WHAT YOU WILL DO: Skip every picture and transcribe the remaining material exactly.

====== DATA SHOWN

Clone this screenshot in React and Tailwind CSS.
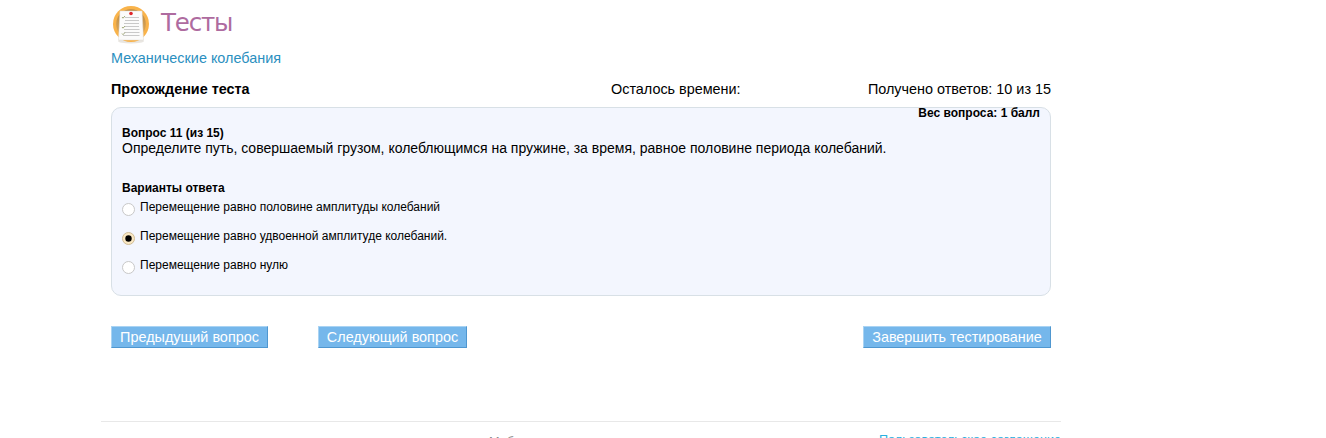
import React from "react";

function TestIcon() {
  return (
    <svg width="40" height="42" viewBox="0 0 40 42" className="shrink-0">
      <defs>
        <linearGradient id="disc" x1="0" y1="0" x2="0" y2="1">
          <stop offset="0" stopColor="#b98a45" />
          <stop offset="1" stopColor="#e3ac5c" />
        </linearGradient>
      </defs>
      <ellipse cx="20" cy="37" rx="13" ry="2.5" fill="#e9e6e1" />
      <circle cx="20" cy="20" r="18" fill="#f9b34a" />
      <circle cx="20" cy="20" r="14.8" fill="url(#disc)" />
      <path d="M9 7H31L32.5 36H7.5Z" fill="#fbfbfb" stroke="#dedad4" strokeWidth="0.5" />
      <circle cx="20" cy="9.5" r="1.8" fill="#e0262b" />
      <path d="M14 13.5H28M14 16.5H28M13 19.5H28M13 22.5H28M13 25.5H28.5M13 28.5H28.5M12 31.5H28.5" stroke="#c9c9c9" strokeWidth="1" />
      <path d="M11 13L12 14.2L14 12M11 23L12 24.2L14 22M11 29.5L12 30.7L14 28.5" fill="none" stroke="#a3ab7c" strokeWidth="1" />
    </svg>
  );
}

function Option({ checked, children }) {
  return (
    <label className="flex h-[29px] items-start">
      <span
        className={
          "mt-[4px] mr-[5px] flex size-[13px] shrink-0 items-center justify-center rounded-full border " +
          (checked ? "border-[#d0bd97] bg-[#fae8c3]" : "border-[#c8c8c8] bg-white")
        }
      >
        {checked && (
          <svg width="7" height="7" viewBox="0 0 7 7">
            <circle cx="3.5" cy="3.5" r="3.2" fill="#000" />
          </svg>
        )}
      </span>
      <span className="text-[12px] leading-[16px]">{children}</span>
    </label>
  );
}

function Button({ className, children }) {
  return (
    <button
      className={
        "flex h-[22px] items-center justify-center border border-t-[#a9d3f3] border-r-[#4f97d0] border-b-[#4f97d0] border-l-[#a9d3f3] bg-[#75b7eb] text-[14.4px] leading-[20px] whitespace-nowrap text-white " +
        className
      }
    >
      {children}
    </button>
  );
}

export default function App() {
  return (
    <div className="h-[438px] overflow-hidden bg-white font-['Liberation_Sans',Arial,sans-serif] text-black">
      <div className="ml-[101px] w-[960px]">
        <main className="h-[421px] px-[10px]">
          <header className="flex h-[48px] items-start pt-[4px]">
            <TestIcon />
            <h1 className="mt-[2px] ml-[10px] font-['DejaVu_Sans',sans-serif] text-[24.5px] leading-[34px] tracking-[-1.2px] text-[#ae6b9f]">Тесты</h1>
          </header>
          <a className="block text-[14.4px] leading-[20px] text-[#2b8fc0]">Механические колебания</a>
          <div className="mt-[11px] flex h-[28px] text-[14.4px] leading-[20px]">
            <strong className="w-[500px]">Прохождение теста</strong>
            <span>Осталось времени:</span>
            <span className="ml-auto">Получено ответов: 10 из 15</span>
          </div>
          <section className="h-[189px] rounded-[10px] border border-[#d8e0e6] bg-[#f3f6fe] px-[10px]">
            <div className="h-[17px] text-right text-[12px] leading-[10px] font-bold">Вес вопроса: 1 балл</div>
            <h2 className="text-[12px] leading-[16px] font-bold">Вопрос 11 (из 15)</h2>
            <p className="text-[14px] leading-[14px] whitespace-nowrap">
              Определите путь, совершаемый грузом, колеблющимся на пружине, за время, равное половине периода колебаний.
            </p>
            <h3 className="mt-[25px] mb-[3px] text-[12px] leading-[16px] font-bold">Варианты ответа</h3>
            <Option>Перемещение равно половине амплитуды колебаний</Option>
            <Option checked>Перемещение равно удвоенной амплитуде колебаний.</Option>
            <Option>Перемещение равно нулю</Option>
          </section>
          <div className="mt-[30px] flex">
            <Button className="w-[157px]">Предыдущий вопрос</Button>
            <Button className="ml-[50px] w-[149px]">Следующий вопрос</Button>
            <Button className="ml-auto w-[188px]">Завершить тестирование</Button>
          </div>
        </main>
        <footer className="flex border-t border-[#e8e8e8] pt-[10px] text-[12.65px] leading-[16px] whitespace-nowrap">
          <span className="mt-[2px] ml-[388px] text-[#8c8c8c]">Мобильная версия</span>
          <a className="ml-auto text-[#2ab0e0]">Пользовательское соглашение</a>
        </footer>
      </div>
    </div>
  );
}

============

SOLVED EXERCISE:
Clone this screenshot in React and Tailwind CSS.
import React from "react";

function TestIcon() {
  return (
    <svg width="40" height="42" viewBox="0 0 40 42" className="shrink-0">
      <defs>
        <linearGradient id="disc" x1="0" y1="0" x2="0" y2="1">
          <stop offset="0" stopColor="#b98a45" />
          <stop offset="1" stopColor="#e3ac5c" />
        </linearGradient>
      </defs>
      <ellipse cx="20" cy="37" rx="13" ry="2.5" fill="#e9e6e1" />
      <circle cx="20" cy="20" r="18" fill="#f9b34a" />
      <circle cx="20" cy="20" r="14.8" fill="url(#disc)" />
      <path d="M9 7H31L32.5 36H7.5Z" fill="#fbfbfb" stroke="#dedad4" strokeWidth="0.5" />
      <circle cx="20" cy="9.5" r="1.8" fill="#e0262b" />
      <path d="M14 13.5H28M14 16.5H28M13 19.5H28M13 22.5H28M13 25.5H28.5M13 28.5H28.5M12 31.5H28.5" stroke="#c9c9c9" strokeWidth="1" />
      <path d="M11 13L12 14.2L14 12M11 23L12 24.2L14 22M11 29.5L12 30.7L14 28.5" fill="none" stroke="#a3ab7c" strokeWidth="1" />
    </svg>
  );
}

function Option({ checked, children }) {
  return (
    <label className="flex h-[29px] items-start">
      <span
        className={
          "mt-[4px] mr-[5px] flex size-[13px] shrink-0 items-center justify-center rounded-full border " +
          (checked ? "border-[#d0bd97] bg-[#fae8c3]" : "border-[#c8c8c8] bg-white")
        }
      >
        {checked && (
          <svg width="7" height="7" viewBox="0 0 7 7">
            <circle cx="3.5" cy="3.5" r="3.2" fill="#000" />
          </svg>
        )}
      </span>
      <span className="text-[12px] leading-[16px]">{children}</span>
    </label>
  );
}

function Button({ className, children }) {
  return (
    <button
      className={
        "flex h-[22px] items-center justify-center border border-t-[#a9d3f3] border-r-[#4f97d0] border-b-[#4f97d0] border-l-[#a9d3f3] bg-[#75b7eb] text-[14.4px] leading-[20px] whitespace-nowrap text-white " +
        className
      }
    >
      {children}
    </button>
  );
}

export default function App() {
  return (
    <div className="h-[438px] overflow-hidden bg-white font-['Liberation_Sans',Arial,sans-serif] text-black">
      <div className="ml-[101px] w-[960px]">
        <main className="h-[421px] px-[10px]">
          <header className="flex h-[48px] items-start pt-[4px]">
            <TestIcon />
            <h1 className="mt-[2px] ml-[10px] font-['DejaVu_Sans',sans-serif] text-[24.5px] leading-[34px] tracking-[-1.2px] text-[#ae6b9f]">Тесты</h1>
          </header>
          <a className="block text-[14.4px] leading-[20px] text-[#2b8fc0]">Механические колебания</a>
          <div className="mt-[11px] flex h-[28px] text-[14.4px] leading-[20px]">
            <strong className="w-[500px]">Прохождение теста</strong>
            <span>Осталось времени:</span>
            <span className="ml-auto">Получено ответов: 10 из 15</span>
          </div>
          <section className="h-[189px] rounded-[10px] border border-[#d8e0e6] bg-[#f3f6fe] px-[10px]">
            <div className="h-[17px] text-right text-[12px] leading-[10px] font-bold">Вес вопроса: 1 балл</div>
            <h2 className="text-[12px] leading-[16px] font-bold">Вопрос 11 (из 15)</h2>
            <p className="text-[14px] leading-[14px] whitespace-nowrap">
              Определите путь, совершаемый грузом, колеблющимся на пружине, за время, равное половине периода колебаний.
            </p>
            <h3 className="mt-[25px] mb-[3px] text-[12px] leading-[16px] font-bold">Варианты ответа</h3>
            <Option>Перемещение равно половине амплитуды колебаний</Option>
            <Option checked>Перемещение равно удвоенной амплитуде колебаний.</Option>
            <Option>Перемещение равно нулю</Option>
          </section>
          <div className="mt-[30px] flex">
            <Button className="w-[157px]">Предыдущий вопрос</Button>
            <Button className="ml-[50px] w-[149px]">Следующий вопрос</Button>
            <Button className="ml-auto w-[188px]">Завершить тестирование</Button>
          </div>
        </main>
        <footer className="flex border-t border-[#e8e8e8] pt-[10px] text-[12.65px] leading-[16px] whitespace-nowrap">
          <span className="mt-[2px] ml-[388px] text-[#8c8c8c]">Мобильная версия</span>
          <a className="ml-auto text-[#2ab0e0]">Пользовательское соглашение</a>
        </footer>
      </div>
    </div>
  );
}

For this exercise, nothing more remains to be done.